Harch was raised in Irvine, Calif., and graduated from UCLA with a degree in geology. Her resume is full of various outer space endeavours, beginning immediately after college when she was hired to sequence for the Voyager 2 team, a mission that flew a spacecraft by Uranus and later Neptune.

Also on her resume is the Galileo mission, which took the first pictures of an asteroid up close; the NEAR mission, which was the first time a spacecraft landed on an asteroid; MESSENGER, a spacecraft that flew by Venus twice and has been orbiting Mercury since 2011; and many others.
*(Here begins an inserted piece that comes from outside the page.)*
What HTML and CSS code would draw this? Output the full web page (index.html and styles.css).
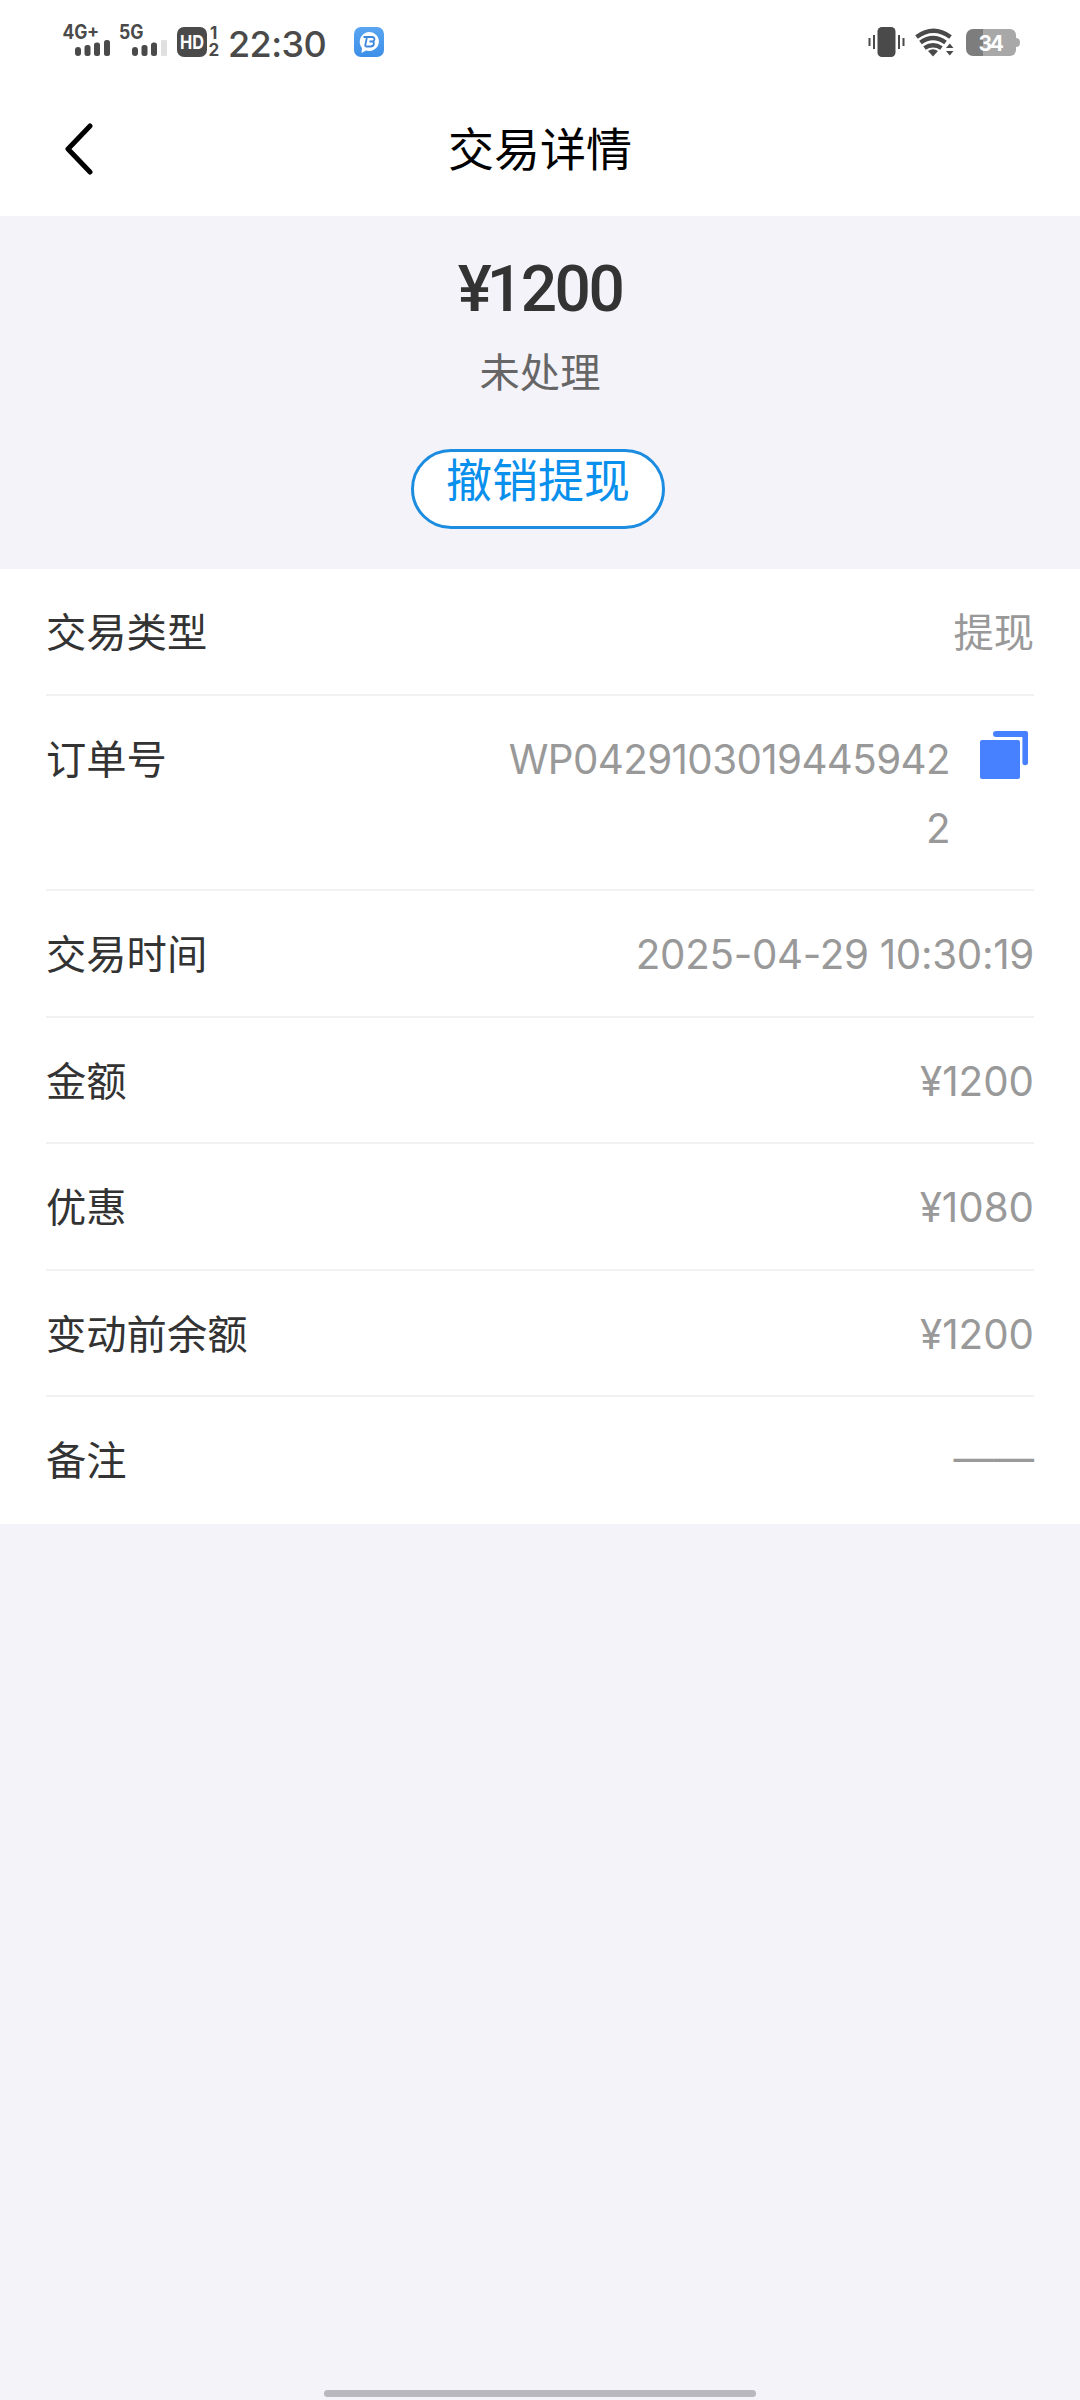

“They’re starting to add up, all the comets and planets,” said Harch. “I think I’m only missing Mars and Saturn. I have two more notches on my belt and I’ll have the whole family. I don’t think there’s any other sequencer who will have worked on all of them.”

Harch at her Brooktondale home (Provided photo)
Harch at her Brooktondale home

Harch grew up in the heat of the Space Race, and she witnessed Americans landing on the moon before she turned 10. As a child, she loved Star Trek and dreamed of becoming an astronaut, but later thought she wouldn’t be able to handle the zero-gravity simulators. Growing up, her three brothers were science-oriented and she has always been fascinated by outer space.

In a male-dominated field, where, for example, women make up only 34 percent of full-time NASA employees, Harch noted that the New Horizons team had many women in high-profile positions. In fact, a team of five women, including Harch, actually wrote all of the commands for the science and pointing instruments.

“I didn’t see being a woman, ever, as an obstacle,” she said, although she did recall accounts from her friends and colleagues of condescension and upfront sexism by other men in their field.

Harch made it clear that while the mission was exciting, the final months leading up to the flyby were incredibly stressful. “Because of the high-visibility of this flyby — in terms of the media — and also just the great distance and the fact that we’re not going back there in our lifetime, it was a lot of pressure,” said Harch.

She recalled being at a Fourth of July party with a fellow New Horizons scientist 10 days before the encounter, when they received a notification of an emergency meeting to discuss an anomaly on board.

“You don’t want to hear that,” said Harch. “It was about the worst thing that you want to have happen a week before a flyby that you’ve waited nine and a half years for.”

Because NASA keeps the specifics of its missions under tight wraps, Harch and her colleague couldn’t even explain why they had to abandon the party early. “We just said, ‘Oh, we have to go,’” she recalled, laughing.

It turned out that the spacecraft’s processors had overloaded with information, forcing it to default to a “safe mode.” Harch said the engineers labored to get the spacecraft back on track, some not sleeping for 50 hours, and were ultimately successful.

In the final week, as the spacecraft approached Pluto, Harch and other sequencers began to dread that the cameras would miss the planet, leaving the team with pictures of empty space. “You think about all the black sky that you could be pointed at instead of exactly where you’re supposed to be, and that makes it a little bit terrifying,” said Harch.

The sequencing team, made up of only four full-time sequencers, proposed an update in the final week, but the New Horizons scientists voted against uploading it, worried that any change to the delicate code could have an unexpected, adverse effect on the spacecraft.

At that point, the flyby was out of Harch’s hands for the first time since the mission began, and tortuous anticipation set in: “It was a very long time to wait for an event that took place on one day, 3 billion miles away, with a sequence that was on board and executing that you couldn’t touch anymore.”

At 7:48 a.m. EDT, the spacecraft reached its closest point to Pluto, and the next day about 10 photographs were released of the dwarf planet. No empty space. No blacked-out pictures.

“It’s still settling in that it most likely worked,” said Harch, who added that most of the high-quality images will be received by the lab in September.

Harch reviewing images sent back from New Horizons, which flew by Pluto on July 14 (Provided photo)
Harch reviewing images sent back from New Horizons, which flew by Pluto on July 14

As for her next quest, Harch has more than a few ideas, most of which are under tight wraps.

Although she loves space, Harch is also looking forward to focusing on terrestial matters for the first time in a while, like enjoying summer at her Brooktondale home overlooking the gorge. She said the worst part of traveling was missing summer in Ithaca. “It’s beautiful three months a year, maybe four,” Harch said of the area. “The rest of the time, you work very hard.”

Finally, Harch can relax and enjoy the relief that comes with successfully completing almost a decade of work. “Mostly, I want to play a lot of music and racquetball right now,” she said.